Dataset rows →
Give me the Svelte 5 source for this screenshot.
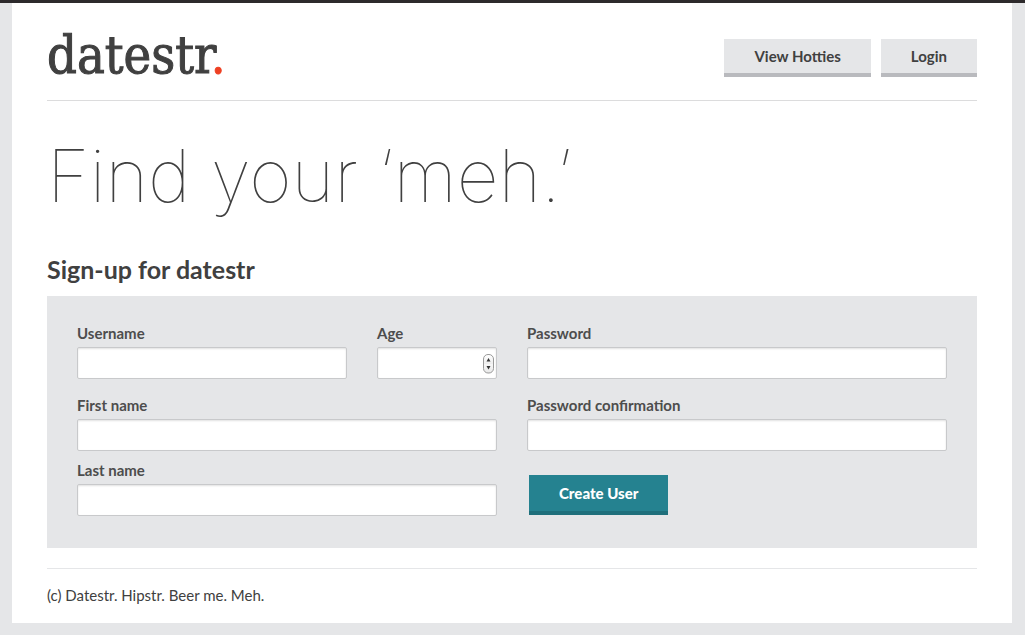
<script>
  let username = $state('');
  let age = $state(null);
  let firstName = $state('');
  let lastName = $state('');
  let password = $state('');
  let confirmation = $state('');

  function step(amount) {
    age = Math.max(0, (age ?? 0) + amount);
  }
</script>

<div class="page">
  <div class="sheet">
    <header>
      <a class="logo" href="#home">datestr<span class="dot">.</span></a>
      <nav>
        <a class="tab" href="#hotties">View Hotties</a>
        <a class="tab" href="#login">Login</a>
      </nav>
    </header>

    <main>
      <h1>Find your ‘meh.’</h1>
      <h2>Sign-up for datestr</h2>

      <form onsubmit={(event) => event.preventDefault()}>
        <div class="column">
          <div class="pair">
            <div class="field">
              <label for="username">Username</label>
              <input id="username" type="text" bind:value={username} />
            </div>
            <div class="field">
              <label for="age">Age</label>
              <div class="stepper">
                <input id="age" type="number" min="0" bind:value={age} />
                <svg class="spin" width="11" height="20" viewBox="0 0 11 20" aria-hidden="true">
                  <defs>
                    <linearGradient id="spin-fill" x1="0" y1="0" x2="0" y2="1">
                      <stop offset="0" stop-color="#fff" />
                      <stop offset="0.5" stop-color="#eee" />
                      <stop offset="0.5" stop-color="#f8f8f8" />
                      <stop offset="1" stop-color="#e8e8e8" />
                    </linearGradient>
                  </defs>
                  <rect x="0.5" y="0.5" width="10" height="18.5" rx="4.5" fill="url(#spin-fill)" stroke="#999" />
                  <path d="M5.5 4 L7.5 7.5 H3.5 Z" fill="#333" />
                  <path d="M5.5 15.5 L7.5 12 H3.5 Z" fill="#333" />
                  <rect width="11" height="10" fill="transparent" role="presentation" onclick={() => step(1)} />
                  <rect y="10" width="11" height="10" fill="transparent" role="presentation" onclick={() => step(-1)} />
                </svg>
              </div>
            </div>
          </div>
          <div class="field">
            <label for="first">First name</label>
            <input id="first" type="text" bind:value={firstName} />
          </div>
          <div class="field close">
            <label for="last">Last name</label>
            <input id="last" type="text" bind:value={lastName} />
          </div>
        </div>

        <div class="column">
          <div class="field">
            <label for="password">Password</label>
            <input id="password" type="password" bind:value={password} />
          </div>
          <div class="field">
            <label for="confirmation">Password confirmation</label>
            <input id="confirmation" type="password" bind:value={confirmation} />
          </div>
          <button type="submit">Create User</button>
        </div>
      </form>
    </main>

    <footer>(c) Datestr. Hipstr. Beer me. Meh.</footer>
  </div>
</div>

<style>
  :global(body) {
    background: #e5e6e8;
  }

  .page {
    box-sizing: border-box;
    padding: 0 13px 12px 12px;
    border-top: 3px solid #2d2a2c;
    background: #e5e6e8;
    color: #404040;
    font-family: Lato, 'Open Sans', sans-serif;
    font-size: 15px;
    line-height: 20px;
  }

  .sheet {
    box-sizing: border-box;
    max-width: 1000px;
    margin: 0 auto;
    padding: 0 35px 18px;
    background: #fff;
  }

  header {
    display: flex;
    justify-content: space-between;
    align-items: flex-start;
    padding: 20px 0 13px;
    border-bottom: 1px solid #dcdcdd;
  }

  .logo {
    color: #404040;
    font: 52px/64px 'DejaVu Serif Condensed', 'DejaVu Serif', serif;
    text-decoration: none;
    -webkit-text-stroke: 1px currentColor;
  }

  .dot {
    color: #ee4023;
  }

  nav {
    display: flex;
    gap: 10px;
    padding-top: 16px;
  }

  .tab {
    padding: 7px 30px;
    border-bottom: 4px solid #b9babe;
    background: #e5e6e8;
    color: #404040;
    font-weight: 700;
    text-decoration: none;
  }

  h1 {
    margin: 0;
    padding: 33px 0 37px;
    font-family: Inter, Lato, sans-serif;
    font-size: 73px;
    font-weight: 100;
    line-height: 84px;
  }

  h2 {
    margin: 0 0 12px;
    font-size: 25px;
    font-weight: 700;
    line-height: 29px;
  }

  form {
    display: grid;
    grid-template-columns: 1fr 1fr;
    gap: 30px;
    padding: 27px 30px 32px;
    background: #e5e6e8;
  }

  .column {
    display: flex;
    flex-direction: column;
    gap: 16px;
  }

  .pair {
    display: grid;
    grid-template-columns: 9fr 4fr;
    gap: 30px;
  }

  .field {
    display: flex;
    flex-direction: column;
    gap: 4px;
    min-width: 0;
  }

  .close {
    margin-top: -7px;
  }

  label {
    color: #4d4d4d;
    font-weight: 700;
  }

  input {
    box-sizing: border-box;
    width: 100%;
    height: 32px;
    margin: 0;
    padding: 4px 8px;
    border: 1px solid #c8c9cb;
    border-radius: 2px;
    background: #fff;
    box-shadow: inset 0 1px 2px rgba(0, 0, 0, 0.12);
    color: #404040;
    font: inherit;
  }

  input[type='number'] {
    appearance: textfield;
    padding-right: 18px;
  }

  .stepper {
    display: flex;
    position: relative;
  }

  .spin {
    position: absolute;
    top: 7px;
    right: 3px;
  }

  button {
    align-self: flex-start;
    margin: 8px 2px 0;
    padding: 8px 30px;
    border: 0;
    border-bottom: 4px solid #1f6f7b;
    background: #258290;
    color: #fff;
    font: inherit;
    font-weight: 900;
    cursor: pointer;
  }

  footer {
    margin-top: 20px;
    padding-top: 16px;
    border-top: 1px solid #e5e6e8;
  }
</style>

--

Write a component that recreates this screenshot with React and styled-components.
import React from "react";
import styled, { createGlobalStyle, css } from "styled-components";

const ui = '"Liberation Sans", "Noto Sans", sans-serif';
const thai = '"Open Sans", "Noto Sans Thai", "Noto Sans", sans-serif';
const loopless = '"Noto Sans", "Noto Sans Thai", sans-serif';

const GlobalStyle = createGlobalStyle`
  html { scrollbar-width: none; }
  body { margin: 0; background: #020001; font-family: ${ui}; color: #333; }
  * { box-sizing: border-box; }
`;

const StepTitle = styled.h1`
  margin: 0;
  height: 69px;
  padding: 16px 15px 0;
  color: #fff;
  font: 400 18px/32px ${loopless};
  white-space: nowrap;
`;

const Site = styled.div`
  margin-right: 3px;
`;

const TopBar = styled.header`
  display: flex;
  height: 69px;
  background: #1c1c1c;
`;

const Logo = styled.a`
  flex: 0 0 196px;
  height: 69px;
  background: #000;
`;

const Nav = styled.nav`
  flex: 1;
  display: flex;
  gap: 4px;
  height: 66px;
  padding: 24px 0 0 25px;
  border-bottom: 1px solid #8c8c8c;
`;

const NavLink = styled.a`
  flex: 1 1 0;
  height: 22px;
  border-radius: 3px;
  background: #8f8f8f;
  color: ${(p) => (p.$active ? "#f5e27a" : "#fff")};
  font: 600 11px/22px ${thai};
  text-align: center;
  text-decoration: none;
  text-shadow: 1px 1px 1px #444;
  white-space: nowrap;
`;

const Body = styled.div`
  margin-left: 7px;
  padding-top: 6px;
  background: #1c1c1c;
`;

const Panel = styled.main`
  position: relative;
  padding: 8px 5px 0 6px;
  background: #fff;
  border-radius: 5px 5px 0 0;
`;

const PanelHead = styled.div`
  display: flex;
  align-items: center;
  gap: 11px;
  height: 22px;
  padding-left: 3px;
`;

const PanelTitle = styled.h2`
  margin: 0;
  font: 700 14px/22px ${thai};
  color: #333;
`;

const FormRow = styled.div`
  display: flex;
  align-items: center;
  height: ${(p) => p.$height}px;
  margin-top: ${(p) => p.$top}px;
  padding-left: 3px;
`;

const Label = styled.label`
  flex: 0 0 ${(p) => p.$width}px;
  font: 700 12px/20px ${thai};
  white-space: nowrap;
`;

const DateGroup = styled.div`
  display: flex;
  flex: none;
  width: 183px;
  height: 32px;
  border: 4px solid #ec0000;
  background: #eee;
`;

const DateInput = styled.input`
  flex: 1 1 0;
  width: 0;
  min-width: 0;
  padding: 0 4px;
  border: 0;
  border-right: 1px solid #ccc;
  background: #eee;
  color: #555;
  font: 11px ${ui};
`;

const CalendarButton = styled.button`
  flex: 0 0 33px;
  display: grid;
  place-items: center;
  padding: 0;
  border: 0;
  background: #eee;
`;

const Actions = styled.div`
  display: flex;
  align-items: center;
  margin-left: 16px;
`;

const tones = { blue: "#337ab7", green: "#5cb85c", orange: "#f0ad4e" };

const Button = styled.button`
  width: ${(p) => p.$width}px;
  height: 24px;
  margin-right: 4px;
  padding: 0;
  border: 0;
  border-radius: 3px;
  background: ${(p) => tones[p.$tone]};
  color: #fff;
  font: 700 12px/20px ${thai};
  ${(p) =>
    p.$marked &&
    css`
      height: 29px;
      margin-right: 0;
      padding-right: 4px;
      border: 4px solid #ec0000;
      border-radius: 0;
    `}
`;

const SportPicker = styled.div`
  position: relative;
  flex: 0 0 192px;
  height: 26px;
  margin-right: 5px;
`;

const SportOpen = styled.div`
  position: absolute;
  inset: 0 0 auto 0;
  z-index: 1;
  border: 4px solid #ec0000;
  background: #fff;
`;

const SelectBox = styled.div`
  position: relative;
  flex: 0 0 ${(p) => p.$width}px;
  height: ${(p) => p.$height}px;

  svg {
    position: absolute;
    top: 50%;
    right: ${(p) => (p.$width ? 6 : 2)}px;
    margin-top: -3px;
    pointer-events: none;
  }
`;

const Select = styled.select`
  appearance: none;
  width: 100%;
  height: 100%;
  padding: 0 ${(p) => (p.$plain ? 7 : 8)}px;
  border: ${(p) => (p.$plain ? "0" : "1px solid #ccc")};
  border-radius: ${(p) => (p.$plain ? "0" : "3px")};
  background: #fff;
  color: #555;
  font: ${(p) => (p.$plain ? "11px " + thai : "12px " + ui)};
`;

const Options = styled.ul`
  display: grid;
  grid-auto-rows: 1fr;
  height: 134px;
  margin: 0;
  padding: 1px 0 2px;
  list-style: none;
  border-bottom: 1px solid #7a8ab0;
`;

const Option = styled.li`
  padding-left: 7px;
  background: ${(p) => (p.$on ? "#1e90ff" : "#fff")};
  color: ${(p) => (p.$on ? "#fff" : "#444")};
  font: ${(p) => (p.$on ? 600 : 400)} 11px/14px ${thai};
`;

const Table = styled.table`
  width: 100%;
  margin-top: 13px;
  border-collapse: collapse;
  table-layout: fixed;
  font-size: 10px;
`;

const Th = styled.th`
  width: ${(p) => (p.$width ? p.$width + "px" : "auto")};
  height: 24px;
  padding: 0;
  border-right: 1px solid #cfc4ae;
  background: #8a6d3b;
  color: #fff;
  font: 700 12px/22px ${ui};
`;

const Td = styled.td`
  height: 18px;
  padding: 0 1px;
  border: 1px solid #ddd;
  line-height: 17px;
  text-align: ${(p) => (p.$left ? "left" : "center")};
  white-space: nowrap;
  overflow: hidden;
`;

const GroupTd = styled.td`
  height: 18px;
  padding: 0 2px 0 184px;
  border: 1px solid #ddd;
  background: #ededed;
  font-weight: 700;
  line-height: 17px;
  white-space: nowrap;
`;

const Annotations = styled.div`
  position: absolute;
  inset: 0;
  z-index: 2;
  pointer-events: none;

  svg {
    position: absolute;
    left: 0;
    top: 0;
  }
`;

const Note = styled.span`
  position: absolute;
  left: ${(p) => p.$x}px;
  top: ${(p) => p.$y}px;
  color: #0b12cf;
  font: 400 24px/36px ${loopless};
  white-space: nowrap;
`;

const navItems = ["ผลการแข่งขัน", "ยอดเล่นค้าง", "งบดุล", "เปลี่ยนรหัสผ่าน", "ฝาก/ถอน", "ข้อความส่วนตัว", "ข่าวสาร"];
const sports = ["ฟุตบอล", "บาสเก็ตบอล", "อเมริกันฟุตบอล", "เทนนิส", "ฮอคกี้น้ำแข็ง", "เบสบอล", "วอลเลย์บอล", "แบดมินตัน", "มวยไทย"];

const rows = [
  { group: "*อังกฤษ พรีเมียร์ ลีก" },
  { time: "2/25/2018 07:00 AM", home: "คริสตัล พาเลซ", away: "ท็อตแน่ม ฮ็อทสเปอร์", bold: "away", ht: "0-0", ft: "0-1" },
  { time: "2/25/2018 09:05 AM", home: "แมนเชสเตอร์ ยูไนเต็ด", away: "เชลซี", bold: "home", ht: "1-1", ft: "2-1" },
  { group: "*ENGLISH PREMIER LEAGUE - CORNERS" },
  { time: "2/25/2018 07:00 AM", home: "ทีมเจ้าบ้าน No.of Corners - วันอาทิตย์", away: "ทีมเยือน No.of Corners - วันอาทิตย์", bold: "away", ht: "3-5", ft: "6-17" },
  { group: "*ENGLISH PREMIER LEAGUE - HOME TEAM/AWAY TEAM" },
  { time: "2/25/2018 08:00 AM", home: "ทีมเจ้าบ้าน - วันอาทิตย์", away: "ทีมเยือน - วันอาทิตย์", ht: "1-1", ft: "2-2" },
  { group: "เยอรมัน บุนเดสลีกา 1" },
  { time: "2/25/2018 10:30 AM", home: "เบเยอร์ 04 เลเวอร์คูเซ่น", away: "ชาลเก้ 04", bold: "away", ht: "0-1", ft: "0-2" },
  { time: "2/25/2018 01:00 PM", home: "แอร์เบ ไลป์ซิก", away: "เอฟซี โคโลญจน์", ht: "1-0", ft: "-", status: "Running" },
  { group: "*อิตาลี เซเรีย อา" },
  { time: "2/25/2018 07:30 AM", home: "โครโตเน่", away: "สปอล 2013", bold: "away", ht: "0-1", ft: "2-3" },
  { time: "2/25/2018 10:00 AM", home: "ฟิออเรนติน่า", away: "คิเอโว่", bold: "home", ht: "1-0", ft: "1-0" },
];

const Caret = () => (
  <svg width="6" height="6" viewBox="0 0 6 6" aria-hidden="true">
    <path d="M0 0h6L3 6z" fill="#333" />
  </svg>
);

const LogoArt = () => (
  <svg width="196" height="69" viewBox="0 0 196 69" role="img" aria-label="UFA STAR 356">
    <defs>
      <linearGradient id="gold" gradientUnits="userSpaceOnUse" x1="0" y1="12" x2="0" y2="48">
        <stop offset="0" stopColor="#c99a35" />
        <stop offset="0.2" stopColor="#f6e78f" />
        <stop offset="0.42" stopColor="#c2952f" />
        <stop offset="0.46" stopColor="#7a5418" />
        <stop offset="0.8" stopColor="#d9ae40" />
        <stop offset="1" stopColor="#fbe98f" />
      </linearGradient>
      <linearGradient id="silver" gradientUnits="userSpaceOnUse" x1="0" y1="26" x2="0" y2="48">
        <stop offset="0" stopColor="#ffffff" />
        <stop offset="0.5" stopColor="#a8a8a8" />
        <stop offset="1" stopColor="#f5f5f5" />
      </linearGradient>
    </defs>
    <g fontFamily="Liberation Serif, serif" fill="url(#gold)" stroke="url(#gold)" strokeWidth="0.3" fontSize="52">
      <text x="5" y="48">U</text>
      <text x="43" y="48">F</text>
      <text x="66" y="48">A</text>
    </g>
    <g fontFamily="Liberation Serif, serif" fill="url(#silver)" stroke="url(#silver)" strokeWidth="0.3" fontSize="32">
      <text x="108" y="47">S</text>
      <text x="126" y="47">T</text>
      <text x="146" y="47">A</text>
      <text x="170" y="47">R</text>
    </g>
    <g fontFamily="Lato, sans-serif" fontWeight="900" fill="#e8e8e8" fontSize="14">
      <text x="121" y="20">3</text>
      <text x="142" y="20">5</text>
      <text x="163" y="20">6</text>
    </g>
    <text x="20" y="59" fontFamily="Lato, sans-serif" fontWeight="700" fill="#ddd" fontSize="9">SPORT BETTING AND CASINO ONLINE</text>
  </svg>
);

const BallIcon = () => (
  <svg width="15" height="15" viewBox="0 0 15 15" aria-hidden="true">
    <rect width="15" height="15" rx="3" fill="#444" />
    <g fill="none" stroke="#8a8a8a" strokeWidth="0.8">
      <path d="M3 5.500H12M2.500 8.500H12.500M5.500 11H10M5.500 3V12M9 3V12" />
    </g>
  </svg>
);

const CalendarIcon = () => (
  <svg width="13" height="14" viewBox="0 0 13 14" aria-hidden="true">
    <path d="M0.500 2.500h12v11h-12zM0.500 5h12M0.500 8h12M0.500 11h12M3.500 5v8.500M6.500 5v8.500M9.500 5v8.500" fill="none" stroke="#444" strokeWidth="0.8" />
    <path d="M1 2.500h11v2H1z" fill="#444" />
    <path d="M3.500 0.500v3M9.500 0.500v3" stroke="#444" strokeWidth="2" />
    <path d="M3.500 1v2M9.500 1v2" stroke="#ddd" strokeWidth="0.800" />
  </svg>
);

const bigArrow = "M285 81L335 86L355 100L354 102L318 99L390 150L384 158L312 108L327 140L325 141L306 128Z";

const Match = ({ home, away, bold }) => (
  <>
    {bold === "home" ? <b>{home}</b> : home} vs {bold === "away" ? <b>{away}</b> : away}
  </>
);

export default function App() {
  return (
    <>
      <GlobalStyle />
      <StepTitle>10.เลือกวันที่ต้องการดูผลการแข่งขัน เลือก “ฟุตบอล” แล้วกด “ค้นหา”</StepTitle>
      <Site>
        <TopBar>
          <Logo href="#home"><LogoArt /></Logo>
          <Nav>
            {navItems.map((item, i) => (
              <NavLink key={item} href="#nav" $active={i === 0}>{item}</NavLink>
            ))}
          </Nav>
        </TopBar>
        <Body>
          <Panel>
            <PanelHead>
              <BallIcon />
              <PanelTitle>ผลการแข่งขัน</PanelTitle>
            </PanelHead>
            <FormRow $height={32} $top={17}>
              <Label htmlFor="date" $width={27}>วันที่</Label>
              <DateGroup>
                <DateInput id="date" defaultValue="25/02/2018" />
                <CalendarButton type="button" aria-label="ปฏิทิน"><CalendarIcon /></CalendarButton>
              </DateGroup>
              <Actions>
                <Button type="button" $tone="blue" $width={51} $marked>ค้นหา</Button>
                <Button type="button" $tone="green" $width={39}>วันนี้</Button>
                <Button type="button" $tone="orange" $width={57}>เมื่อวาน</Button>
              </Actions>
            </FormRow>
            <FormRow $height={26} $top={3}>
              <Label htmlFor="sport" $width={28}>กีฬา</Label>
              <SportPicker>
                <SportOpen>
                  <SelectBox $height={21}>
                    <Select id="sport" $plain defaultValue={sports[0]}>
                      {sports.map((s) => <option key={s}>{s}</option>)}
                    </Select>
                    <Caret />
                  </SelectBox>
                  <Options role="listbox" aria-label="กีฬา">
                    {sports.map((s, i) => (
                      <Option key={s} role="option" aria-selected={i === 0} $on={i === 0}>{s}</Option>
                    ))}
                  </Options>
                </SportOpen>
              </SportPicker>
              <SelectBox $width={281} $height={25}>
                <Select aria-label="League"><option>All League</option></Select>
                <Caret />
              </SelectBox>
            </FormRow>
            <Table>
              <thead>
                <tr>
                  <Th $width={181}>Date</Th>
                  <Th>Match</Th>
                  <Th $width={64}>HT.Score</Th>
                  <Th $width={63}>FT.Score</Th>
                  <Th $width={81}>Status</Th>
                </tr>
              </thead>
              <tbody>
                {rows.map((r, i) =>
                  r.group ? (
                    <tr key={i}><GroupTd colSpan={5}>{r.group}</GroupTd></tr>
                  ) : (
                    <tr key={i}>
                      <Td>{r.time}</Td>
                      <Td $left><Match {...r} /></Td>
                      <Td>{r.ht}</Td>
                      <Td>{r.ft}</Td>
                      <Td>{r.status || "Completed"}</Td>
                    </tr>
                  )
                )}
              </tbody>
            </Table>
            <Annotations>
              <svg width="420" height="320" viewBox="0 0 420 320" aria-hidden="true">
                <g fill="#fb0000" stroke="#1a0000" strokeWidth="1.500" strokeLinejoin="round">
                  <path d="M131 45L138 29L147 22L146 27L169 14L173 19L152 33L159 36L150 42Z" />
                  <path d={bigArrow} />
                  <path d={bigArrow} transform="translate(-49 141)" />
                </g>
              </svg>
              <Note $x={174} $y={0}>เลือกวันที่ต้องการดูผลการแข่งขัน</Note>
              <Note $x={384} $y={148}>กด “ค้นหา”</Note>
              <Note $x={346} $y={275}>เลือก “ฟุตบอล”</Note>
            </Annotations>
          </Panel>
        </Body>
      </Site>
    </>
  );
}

What is being asked →
Copy the part that starts at the line with "Give me the" and finishes at the line with "<h2>Sign-up for datestr</h2>", both included, and nothing more. Pictures are left out.

Task result →
Give me the Svelte 5 source for this screenshot.
<script>
  let username = $state('');
  let age = $state(null);
  let firstName = $state('');
  let lastName = $state('');
  let password = $state('');
  let confirmation = $state('');

  function step(amount) {
    age = Math.max(0, (age ?? 0) + amount);
  }
</script>

<div class="page">
  <div class="sheet">
    <header>
      <a class="logo" href="#home">datestr<span class="dot">.</span></a>
      <nav>
        <a class="tab" href="#hotties">View Hotties</a>
        <a class="tab" href="#login">Login</a>
      </nav>
    </header>

    <main>
      <h1>Find your ‘meh.’</h1>
      <h2>Sign-up for datestr</h2>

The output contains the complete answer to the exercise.